The district court might, in its discretion, have permitted Hymas to file an untimely affidavit had he requested leave to do so. See Cumis Ins. Soc'y, Inc. v. Massey, 155 Idaho 942, 946, 318 P.3d 932, 936 (2014) (noting that a district court's decision to accept an untimely affidavit is reviewed for an abuse of discretion). Hymas did not request leave to do so. Further, the district court clearly indicated that it would not have exercised such discretion had Hymas requested leave. The court repeatedly noted that Hymas had multiple opportunities to present his evidence regarding the dissolution of Crestwood Construction, Inc., and that nothing prevented him from doing so, yet he failed to take advantage of those opportunities.
Because Hymas failed to serve his affidavit with his motion and within the time required by Rule 11(a)(2)(B), the motion was without any factual support in the record. The district court properly denied the motion, though for the wrong reason.
F. FBS is entitled to attorney fees on appeal.
FBS claims to be entitled to attorney fees on appeal based upon the terms of the guaranty contract and Idaho Code sections 12-120(3) and 12-121. Hymas also requests fees on appeal. Because Hymas is not the prevailing party, he is not entitled to fees on appeal.

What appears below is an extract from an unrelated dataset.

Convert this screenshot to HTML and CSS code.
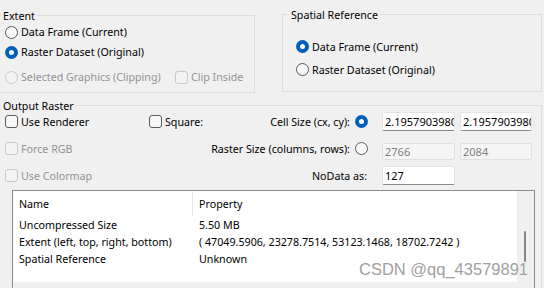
FILE: index.html
```html
<!DOCTYPE html>
<html lang="en">
<head>
  <meta charset="UTF-8" />
  <title>Export Raster Data</title>
  <link rel="stylesheet" href="styles.css">
</head>
<body>
  <div class="top">
    <div class="group extent">
      <span class="caption">Extent</span>
      <label class="opt"><span class="radio"></span>Data Frame (Current)</label>
      <label class="opt"><span class="radio on"></span>Raster Dataset (Original)</label>
      <div class="opt-row">
        <label class="opt off wide"><span class="radio"></span>Selected Graphics (Clipping)</label>
        <label class="opt off"><span class="check"></span>Clip Inside</label>
      </div>
    </div>
    <div class="group spatial">
      <span class="caption">Spatial Reference</span>
      <label class="opt"><span class="radio on"></span>Data Frame (Current)</label>
      <label class="opt"><span class="radio"></span>Raster Dataset (Original)</label>
    </div>
  </div>

  <div class="group output">
    <span class="caption">Output Raster</span>
    <div class="settings">
      <label class="opt"><span class="check"></span>Use Renderer</label>
      <label class="opt"><span class="check"></span>Square:</label>
      <span class="field-label">Cell Size (cx, cy):</span>
      <span class="radio on pick"></span>
      <input class="field" type="text" value="2.1957903980">
      <input class="field" type="text" value="2.1957903980">

      <label class="opt off"><span class="check"></span>Force RGB</label>
      <span></span>
      <span class="field-label">Raster Size (columns, rows):</span>
      <span class="radio pick"></span>
      <input class="field low" type="text" value="2766" disabled>
      <input class="field low" type="text" value="2084" disabled>

      <label class="opt off"><span class="check"></span>Use Colormap</label>
      <span></span>
      <span class="field-label nodata">NoData as:</span>
      <input class="field" type="text" value="127">
    </div>

    <div class="list">
      <div class="list-body">
        <div class="list-grid">
          <div class="head sep">Name</div>
          <div class="head">Property</div>
          <div>Uncompressed Size</div>
          <div>5.50 MB</div>
          <div>Extent (left, top, right, bottom)</div>
          <div>( 47049.5906, 23278.7514, 53123.1468, 18702.7242 )</div>
          <div>Spatial Reference</div>
          <div>Unknown</div>
        </div>
        <div class="vscroll"><span class="thumb"></span></div>
      </div>
      <div class="hscroll"></div>
    </div>
  </div>

  <div class="watermark">CSDN @qq_43579891</div>
</body>
</html>
```

FILE: styles.css
```css
body {
  margin: 0;
  width: 544px;
  height: 288px;
  overflow: hidden;
  position: relative;
  background-color: #f0f0f0;
  font-family: "Noto Sans", "Open Sans", sans-serif;
  font-size: 10.7px;
  color: #000;
}
.top {
  display: flex;
  align-items: flex-start;
  gap: 27px;
  padding-top: 14px;
}
.group {
  position: relative;
  box-sizing: border-box;
  border: 1px solid #dcdcdc;
}
.caption {
  position: absolute;
  top: -8px;
  left: 1px;
  padding: 0 2px;
  line-height: 16px;
  background-color: #f0f0f0;
}

/* extent + spatial reference boxes */
.extent {
  margin-left: -1px;
  margin-top: 1px;
  width: 256px;
  height: 78px;
  padding: 6px 0 0 5px;
}
.spatial {
  width: 260px;
  height: 78px;
  padding: 20px 0 0 13px;
}
.spatial .caption {
  left: 6px;
}
.spatial .opt {
  height: 23px;
}
.opt {
  display: flex;
  align-items: center;
  gap: 3px;
  height: 20px;
  white-space: nowrap;
}
.opt-row {
  display: flex;
  margin-top: 5px;
}
.opt.wide {
  width: 170px;
}
.off {
  color: #939393;
}

/* radio + check boxes */
.radio,
.check {
  flex: none;
  box-sizing: border-box;
  width: 13px;
  height: 13px;
  border: 1px solid #5b5b5b;
  background-color: #f8f8f8;
}
.radio {
  border-radius: 50%;
}
.check {
  border-radius: 3px;
}
.radio.on {
  display: flex;
  align-items: center;
  justify-content: center;
  border: none;
  background-color: #005fb8;
}
.radio.on::after {
  content: "";
  width: 5px;
  height: 5px;
  border-radius: 50%;
  background-color: #fff;
}
.off .radio,
.off .check {
  border-color: #c8c8c8;
  background-color: #f3f3f3;
}

/* output raster */
.output {
  margin-left: -1px;
  margin-top: 12px;
  width: 543px;
  border-bottom: none;
  padding: 2px 0 0 5px;
}
.settings {
  display: grid;
  grid-template-columns: 144px 56px 145px 32px 78px 72px;
  grid-template-rows: 27px 27px 27px;
  align-items: center;
}
.field-label {
  text-align: right;
  white-space: nowrap;
}
.field-label.nodata {
  grid-column: 3 / span 2;
  padding-right: 15px;
}
.pick {
  margin-left: 5px;
}
.field {
  box-sizing: border-box;
  width: 73px;
  height: 19px;
  margin: 0;
  padding: 0 0 0 2px;
  border: 1px solid #e3e3e3;
  border-bottom-color: #888;
  border-radius: 2px;
  background-color: #fff;
  font-family: inherit;
  font-size: 11px;
  color: #000;
  outline: none;
}
.settings .field:nth-of-type(2n) {
  width: 72px;
}
.field.low {
  height: 17px;
  margin-top: 6px;
  border-color: #e0e0e0;
  background-color: #f5f5f5;
  color: #808080;
}

/* property list */
.list {
  margin: 1px 0 0 7px;
  width: 521px;
  border: 1px solid #8c8c8c;
  border-bottom: none;
  background-color: #f0f0f0;
}
.list-body {
  display: flex;
  height: 91px;
}
.list-grid {
  flex: 1;
  display: grid;
  grid-template-columns: 180px 1fr;
  grid-template-rows: 25px;
  grid-auto-rows: 17px;
  align-items: center;
  align-content: start;
  background-color: #fff;
  white-space: nowrap;
}
.list-grid > div {
  padding-left: 6px;
}
.list-grid .head {
  align-self: stretch;
  display: flex;
  align-items: center;
  margin-top: 1px;
}
.list-grid .sep {
  border-right: 1px solid #e5e5e5;
}
.vscroll {
  position: relative;
  width: 17px;
  background-color: #f0f0f0;
}
.thumb {
  position: absolute;
  left: 7px;
  top: 40px;
  width: 2px;
  height: 31px;
  border-radius: 1px;
  background-color: #858585;
}
.hscroll {
  height: 6px;
  background-color: #f0f0f0;
}

.watermark {
  position: absolute;
  left: 359px;
  top: 260px;
  font-family: "Liberation Sans", Arial, sans-serif;
  font-size: 16.5px;
  color: #a0a0a0;
  text-shadow: 0 0 1px #fff;
}
```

The clear terms of the guaranty agreement provide that Hymas will " pay . . . any and all collection fees and attorney fees we [FBS] incur in collecting past due sums . . . ." Contractual terms providing for recovery of attorney fees " are generally honored
[157 Idaho 643] in Idaho." Zenner v. Holcomb, 147 Idaho 444, 452, 210 P.3d 552, 560 (2009) (awarding attorneys' fees and costs on appeal under the terms of a contract providing that litigation fees involved in the enforcement of the contract will be paid by the prevailing party). FBS is entitled to fees and we award them under the guaranty agreement. As a result, we need not consider application of the cited statutes.
The judgment of the district court is affirmed. FBS is awarded its costs and fees on appeal.
Chief Justice BURDICK, Justices EISMANN, HORTON and Justice Pro Tem WALTERS CONCUR.